Namun Amnesty International Indonesia menolak penggunaan hukuman mati yang kejam, tidak manusiawi, dan merendahkan martabat. Hal senada disampaikan peneliti Institute for Criminal Justice Reform (ICJR), Sustira Dirga. “Yang dihapus adalah penggunaan hukuman matinya, bukan hukuman terhadap terpidana”.

Jika dipandang bahwa hukuman mati akan menimbulkan efek jera pada yang lain, tidak sepenuhnya benar. Misalnya, hukuman mati sering dijatuhkan kepada terpidana terorist oleh pemerintah. Namun eksekusi justru menimbulkan potensi kemunculan “martir” baru yang berani berkorban demi keyakinan mereka. Apalagi, sejumlah pelaku diketahui justru bersedia mati ketika melakukan tindakannya.

Catatan Amnesty International Indonesia, hukuman mati sering dijatuhkan kepada teroris dan pemerintah dalam pelaksanaan eksekusi sering terjebak dengan euforia populis. Dukungan public seringkali kuat terhadap eksekusi hukuman mati. Hal ini jika ditelusuri lebih jauh, berangkat dari keyakinan yang salah bahwa hukuman mati berarti berurangnya tingkat kejahatan. Pemerintah seringkali ikut pula mempromosikan ide keliru ini meskipun tidak ada bukti yang valid.

Argumen ini juga sering menjadi dalil negara-negara di dunia dalam melakukan eksekusi. Secara umum, negara-negara penganut hukuman mati menjelaskan hukuman mati sebagai cara mencegah orang melakuka kembali kejahatan di kemudian hari. Klaim ini telah berulang kali dipatahkan karena ketiadaan data yang mengatakan hukuman mati efektif dalam mengurangi kejahatan ketimbang hukuman penjara. Karena itu, harapan untuk menghapuskan hukuman mati kembali bergema di Kota Tua Jakarta.

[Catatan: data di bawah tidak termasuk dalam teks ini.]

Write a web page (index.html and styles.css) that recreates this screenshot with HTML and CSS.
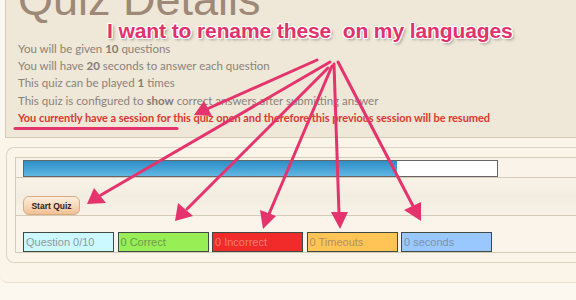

Asnil Bambani dari Aji menyoroti peran media dalam memberitakan “tragedi” hukuman mati yang dilaksanakan oleh negara terhadap para terpidana. Menurut Asnil, selama ini banyak media yang kehilangan daya kritis saat melakukan peliputan terhadap berita hukuman mati. Lebih jauh, ia menyebutkan bahwa terdapat jurnalis media yang secara sikap menolak hukuman mati, namun dalam pemberitaannya justru didominasi narasi yang mendukung eksekusi mati.